- Exercise requirements: Write out each line exactly as given. Leave the pictures out of your copy.
==*==
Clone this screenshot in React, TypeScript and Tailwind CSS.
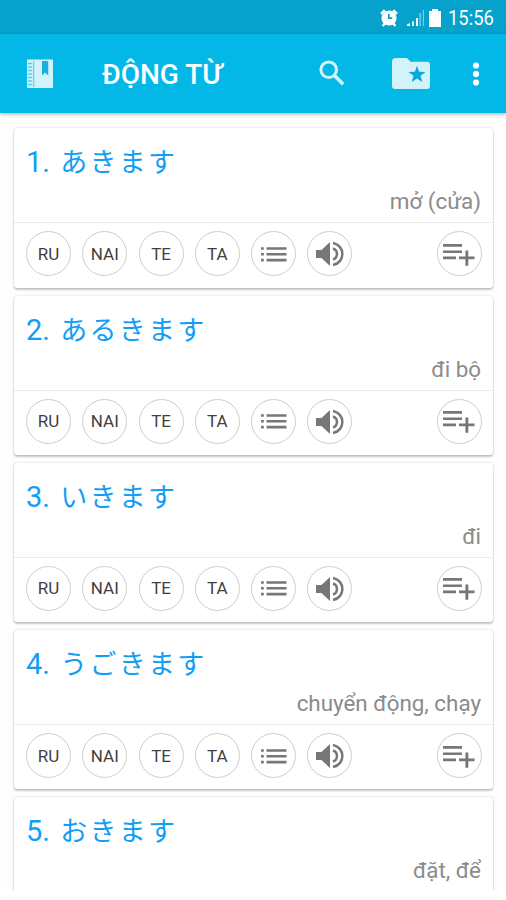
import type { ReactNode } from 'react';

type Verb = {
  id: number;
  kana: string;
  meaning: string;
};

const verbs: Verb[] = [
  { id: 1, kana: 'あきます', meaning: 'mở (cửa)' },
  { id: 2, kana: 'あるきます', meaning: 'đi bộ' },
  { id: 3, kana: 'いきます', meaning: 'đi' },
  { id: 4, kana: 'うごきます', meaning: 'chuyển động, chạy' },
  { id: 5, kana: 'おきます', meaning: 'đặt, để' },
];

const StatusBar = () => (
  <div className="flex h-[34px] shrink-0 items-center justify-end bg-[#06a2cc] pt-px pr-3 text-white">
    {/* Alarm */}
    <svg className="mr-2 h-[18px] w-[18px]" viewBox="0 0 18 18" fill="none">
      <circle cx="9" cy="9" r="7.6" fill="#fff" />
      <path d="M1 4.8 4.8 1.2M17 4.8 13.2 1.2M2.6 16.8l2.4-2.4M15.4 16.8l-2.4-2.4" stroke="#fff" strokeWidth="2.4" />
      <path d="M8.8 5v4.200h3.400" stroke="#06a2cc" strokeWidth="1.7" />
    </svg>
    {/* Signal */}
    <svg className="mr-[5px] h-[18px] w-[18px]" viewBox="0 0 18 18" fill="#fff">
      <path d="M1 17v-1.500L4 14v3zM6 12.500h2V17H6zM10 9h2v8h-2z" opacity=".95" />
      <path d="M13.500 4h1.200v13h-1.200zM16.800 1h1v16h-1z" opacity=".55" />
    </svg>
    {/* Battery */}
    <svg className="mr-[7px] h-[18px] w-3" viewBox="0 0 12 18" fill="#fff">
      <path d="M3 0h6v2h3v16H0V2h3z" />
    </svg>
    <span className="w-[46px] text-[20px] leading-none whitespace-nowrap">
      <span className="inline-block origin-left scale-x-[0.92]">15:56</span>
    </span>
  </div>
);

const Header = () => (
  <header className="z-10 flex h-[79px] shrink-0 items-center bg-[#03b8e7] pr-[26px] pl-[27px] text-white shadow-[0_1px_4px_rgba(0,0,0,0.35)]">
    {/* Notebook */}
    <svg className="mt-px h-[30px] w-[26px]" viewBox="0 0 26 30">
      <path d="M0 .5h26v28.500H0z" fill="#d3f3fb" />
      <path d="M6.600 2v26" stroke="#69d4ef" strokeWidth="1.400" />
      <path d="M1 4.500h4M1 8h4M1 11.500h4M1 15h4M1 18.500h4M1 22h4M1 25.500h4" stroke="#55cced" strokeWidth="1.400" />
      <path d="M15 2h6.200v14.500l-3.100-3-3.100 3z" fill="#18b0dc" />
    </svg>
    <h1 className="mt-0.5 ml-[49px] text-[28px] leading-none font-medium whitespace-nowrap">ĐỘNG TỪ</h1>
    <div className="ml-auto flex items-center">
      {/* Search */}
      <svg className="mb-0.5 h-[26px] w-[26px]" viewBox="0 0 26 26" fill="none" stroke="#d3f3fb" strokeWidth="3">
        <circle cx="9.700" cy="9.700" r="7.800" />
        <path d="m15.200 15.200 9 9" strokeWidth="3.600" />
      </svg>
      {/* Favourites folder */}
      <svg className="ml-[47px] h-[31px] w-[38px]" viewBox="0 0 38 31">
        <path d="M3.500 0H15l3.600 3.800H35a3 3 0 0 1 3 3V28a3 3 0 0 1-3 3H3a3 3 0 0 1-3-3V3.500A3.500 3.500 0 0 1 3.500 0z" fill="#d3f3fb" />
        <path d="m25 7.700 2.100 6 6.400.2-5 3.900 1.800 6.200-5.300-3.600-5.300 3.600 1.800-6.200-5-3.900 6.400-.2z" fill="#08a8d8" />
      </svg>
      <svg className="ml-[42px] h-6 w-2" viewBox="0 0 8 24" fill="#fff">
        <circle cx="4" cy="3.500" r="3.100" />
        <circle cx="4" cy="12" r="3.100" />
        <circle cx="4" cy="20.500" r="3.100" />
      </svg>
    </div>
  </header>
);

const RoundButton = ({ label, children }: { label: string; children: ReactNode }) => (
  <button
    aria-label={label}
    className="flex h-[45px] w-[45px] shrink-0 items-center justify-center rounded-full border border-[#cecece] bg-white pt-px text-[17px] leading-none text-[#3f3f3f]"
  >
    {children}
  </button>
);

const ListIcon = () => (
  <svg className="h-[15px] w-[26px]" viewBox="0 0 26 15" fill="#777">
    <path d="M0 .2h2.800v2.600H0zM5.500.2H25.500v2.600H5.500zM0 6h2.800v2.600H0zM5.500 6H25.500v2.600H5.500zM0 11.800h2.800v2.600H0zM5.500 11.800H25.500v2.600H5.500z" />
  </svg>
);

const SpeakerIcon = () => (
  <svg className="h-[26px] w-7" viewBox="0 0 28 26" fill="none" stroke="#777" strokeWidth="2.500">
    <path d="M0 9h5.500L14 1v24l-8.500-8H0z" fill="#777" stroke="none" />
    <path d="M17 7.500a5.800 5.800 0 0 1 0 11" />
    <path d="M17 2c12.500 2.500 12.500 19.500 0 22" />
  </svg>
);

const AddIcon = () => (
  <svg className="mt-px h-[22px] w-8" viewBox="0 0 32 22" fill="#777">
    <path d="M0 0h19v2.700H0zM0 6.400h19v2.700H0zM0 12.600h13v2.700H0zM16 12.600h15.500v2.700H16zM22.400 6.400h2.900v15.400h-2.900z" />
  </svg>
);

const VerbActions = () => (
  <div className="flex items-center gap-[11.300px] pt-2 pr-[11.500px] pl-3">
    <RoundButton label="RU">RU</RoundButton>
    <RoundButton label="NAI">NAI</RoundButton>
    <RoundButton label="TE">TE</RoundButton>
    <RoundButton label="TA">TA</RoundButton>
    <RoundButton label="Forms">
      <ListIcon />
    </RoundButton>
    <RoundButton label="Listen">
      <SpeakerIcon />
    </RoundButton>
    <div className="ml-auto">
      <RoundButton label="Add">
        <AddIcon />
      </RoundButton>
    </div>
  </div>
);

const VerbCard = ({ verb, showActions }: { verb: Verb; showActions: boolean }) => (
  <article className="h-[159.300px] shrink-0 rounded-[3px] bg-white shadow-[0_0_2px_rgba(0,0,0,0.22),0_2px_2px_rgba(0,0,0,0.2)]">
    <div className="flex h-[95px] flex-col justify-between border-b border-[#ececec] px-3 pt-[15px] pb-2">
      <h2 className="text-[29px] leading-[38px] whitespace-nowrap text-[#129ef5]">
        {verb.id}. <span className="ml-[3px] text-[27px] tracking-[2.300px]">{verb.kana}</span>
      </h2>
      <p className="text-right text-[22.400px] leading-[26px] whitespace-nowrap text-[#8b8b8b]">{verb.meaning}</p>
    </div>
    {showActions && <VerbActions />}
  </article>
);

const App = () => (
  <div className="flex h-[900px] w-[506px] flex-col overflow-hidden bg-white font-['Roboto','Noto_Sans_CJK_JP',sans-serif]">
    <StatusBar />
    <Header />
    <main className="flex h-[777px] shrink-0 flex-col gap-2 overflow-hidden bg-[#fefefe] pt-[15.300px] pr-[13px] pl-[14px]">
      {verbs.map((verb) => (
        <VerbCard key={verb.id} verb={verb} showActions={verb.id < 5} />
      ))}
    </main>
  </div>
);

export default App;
==*==
- Result:
Clone this screenshot in React, TypeScript and Tailwind CSS.
import type { ReactNode } from 'react';

type Verb = {
  id: number;
  kana: string;
  meaning: string;
};

const verbs: Verb[] = [
  { id: 1, kana: 'あきます', meaning: 'mở (cửa)' },
  { id: 2, kana: 'あるきます', meaning: 'đi bộ' },
  { id: 3, kana: 'いきます', meaning: 'đi' },
  { id: 4, kana: 'うごきます', meaning: 'chuyển động, chạy' },
  { id: 5, kana: 'おきます', meaning: 'đặt, để' },
];

const StatusBar = () => (
  <div className="flex h-[34px] shrink-0 items-center justify-end bg-[#06a2cc] pt-px pr-3 text-white">
    {/* Alarm */}
    <svg className="mr-2 h-[18px] w-[18px]" viewBox="0 0 18 18" fill="none">
      <circle cx="9" cy="9" r="7.6" fill="#fff" />
      <path d="M1 4.8 4.8 1.2M17 4.8 13.2 1.2M2.6 16.8l2.4-2.4M15.4 16.8l-2.4-2.4" stroke="#fff" strokeWidth="2.4" />
      <path d="M8.8 5v4.200h3.400" stroke="#06a2cc" strokeWidth="1.7" />
    </svg>
    {/* Signal */}
    <svg className="mr-[5px] h-[18px] w-[18px]" viewBox="0 0 18 18" fill="#fff">
      <path d="M1 17v-1.500L4 14v3zM6 12.500h2V17H6zM10 9h2v8h-2z" opacity=".95" />
      <path d="M13.500 4h1.200v13h-1.200zM16.800 1h1v16h-1z" opacity=".55" />
    </svg>
    {/* Battery */}
    <svg className="mr-[7px] h-[18px] w-3" viewBox="0 0 12 18" fill="#fff">
      <path d="M3 0h6v2h3v16H0V2h3z" />
    </svg>
    <span className="w-[46px] text-[20px] leading-none whitespace-nowrap">
      <span className="inline-block origin-left scale-x-[0.92]">15:56</span>
    </span>
  </div>
);

const Header = () => (
  <header className="z-10 flex h-[79px] shrink-0 items-center bg-[#03b8e7] pr-[26px] pl-[27px] text-white shadow-[0_1px_4px_rgba(0,0,0,0.35)]">
    {/* Notebook */}
    <svg className="mt-px h-[30px] w-[26px]" viewBox="0 0 26 30">
      <path d="M0 .5h26v28.500H0z" fill="#d3f3fb" />
      <path d="M6.600 2v26" stroke="#69d4ef" strokeWidth="1.400" />
      <path d="M1 4.500h4M1 8h4M1 11.500h4M1 15h4M1 18.500h4M1 22h4M1 25.500h4" stroke="#55cced" strokeWidth="1.400" />
      <path d="M15 2h6.200v14.500l-3.100-3-3.100 3z" fill="#18b0dc" />
    </svg>
    <h1 className="mt-0.5 ml-[49px] text-[28px] leading-none font-medium whitespace-nowrap">ĐỘNG TỪ</h1>
    <div className="ml-auto flex items-center">
      {/* Search */}
      <svg className="mb-0.5 h-[26px] w-[26px]" viewBox="0 0 26 26" fill="none" stroke="#d3f3fb" strokeWidth="3">
        <circle cx="9.700" cy="9.700" r="7.800" />
        <path d="m15.200 15.200 9 9" strokeWidth="3.600" />
      </svg>
      {/* Favourites folder */}
      <svg className="ml-[47px] h-[31px] w-[38px]" viewBox="0 0 38 31">
        <path d="M3.500 0H15l3.600 3.800H35a3 3 0 0 1 3 3V28a3 3 0 0 1-3 3H3a3 3 0 0 1-3-3V3.500A3.500 3.500 0 0 1 3.500 0z" fill="#d3f3fb" />
        <path d="m25 7.700 2.100 6 6.400.2-5 3.900 1.800 6.200-5.300-3.600-5.300 3.600 1.800-6.200-5-3.900 6.400-.2z" fill="#08a8d8" />
      </svg>
      <svg className="ml-[42px] h-6 w-2" viewBox="0 0 8 24" fill="#fff">
        <circle cx="4" cy="3.500" r="3.100" />
        <circle cx="4" cy="12" r="3.100" />
        <circle cx="4" cy="20.500" r="3.100" />
      </svg>
    </div>
  </header>
);

const RoundButton = ({ label, children }: { label: string; children: ReactNode }) => (
  <button
    aria-label={label}
    className="flex h-[45px] w-[45px] shrink-0 items-center justify-center rounded-full border border-[#cecece] bg-white pt-px text-[17px] leading-none text-[#3f3f3f]"
  >
    {children}
  </button>
);

const ListIcon = () => (
  <svg className="h-[15px] w-[26px]" viewBox="0 0 26 15" fill="#777">
    <path d="M0 .2h2.800v2.600H0zM5.500.2H25.500v2.600H5.500zM0 6h2.800v2.600H0zM5.500 6H25.500v2.600H5.500zM0 11.800h2.800v2.600H0zM5.500 11.800H25.500v2.600H5.500z" />
  </svg>
);

const SpeakerIcon = () => (
  <svg className="h-[26px] w-7" viewBox="0 0 28 26" fill="none" stroke="#777" strokeWidth="2.500">
    <path d="M0 9h5.500L14 1v24l-8.500-8H0z" fill="#777" stroke="none" />
    <path d="M17 7.500a5.800 5.800 0 0 1 0 11" />
    <path d="M17 2c12.500 2.500 12.500 19.500 0 22" />
  </svg>
);

const AddIcon = () => (
  <svg className="mt-px h-[22px] w-8" viewBox="0 0 32 22" fill="#777">
    <path d="M0 0h19v2.700H0zM0 6.400h19v2.700H0zM0 12.600h13v2.700H0zM16 12.600h15.500v2.700H16zM22.400 6.400h2.900v15.400h-2.900z" />
  </svg>
);

const VerbActions = () => (
  <div className="flex items-center gap-[11.300px] pt-2 pr-[11.500px] pl-3">
    <RoundButton label="RU">RU</RoundButton>
    <RoundButton label="NAI">NAI</RoundButton>
    <RoundButton label="TE">TE</RoundButton>
    <RoundButton label="TA">TA</RoundButton>
    <RoundButton label="Forms">
      <ListIcon />
    </RoundButton>
    <RoundButton label="Listen">
      <SpeakerIcon />
    </RoundButton>
    <div className="ml-auto">
      <RoundButton label="Add">
        <AddIcon />
      </RoundButton>
    </div>
  </div>
);

const VerbCard = ({ verb, showActions }: { verb: Verb; showActions: boolean }) => (
  <article className="h-[159.300px] shrink-0 rounded-[3px] bg-white shadow-[0_0_2px_rgba(0,0,0,0.22),0_2px_2px_rgba(0,0,0,0.2)]">
    <div className="flex h-[95px] flex-col justify-between border-b border-[#ececec] px-3 pt-[15px] pb-2">
      <h2 className="text-[29px] leading-[38px] whitespace-nowrap text-[#129ef5]">
        {verb.id}. <span className="ml-[3px] text-[27px] tracking-[2.300px]">{verb.kana}</span>
      </h2>
      <p className="text-right text-[22.400px] leading-[26px] whitespace-nowrap text-[#8b8b8b]">{verb.meaning}</p>
    </div>
    {showActions && <VerbActions />}
  </article>
);

const App = () => (
  <div className="flex h-[900px] w-[506px] flex-col overflow-hidden bg-white font-['Roboto','Noto_Sans_CJK_JP',sans-serif]">
    <StatusBar />
    <Header />
    <main className="flex h-[777px] shrink-0 flex-col gap-2 overflow-hidden bg-[#fefefe] pt-[15.300px] pr-[13px] pl-[14px]">
      {verbs.map((verb) => (
        <VerbCard key={verb.id} verb={verb} showActions={verb.id < 5} />
      ))}
    </main>
  </div>
);

export default App;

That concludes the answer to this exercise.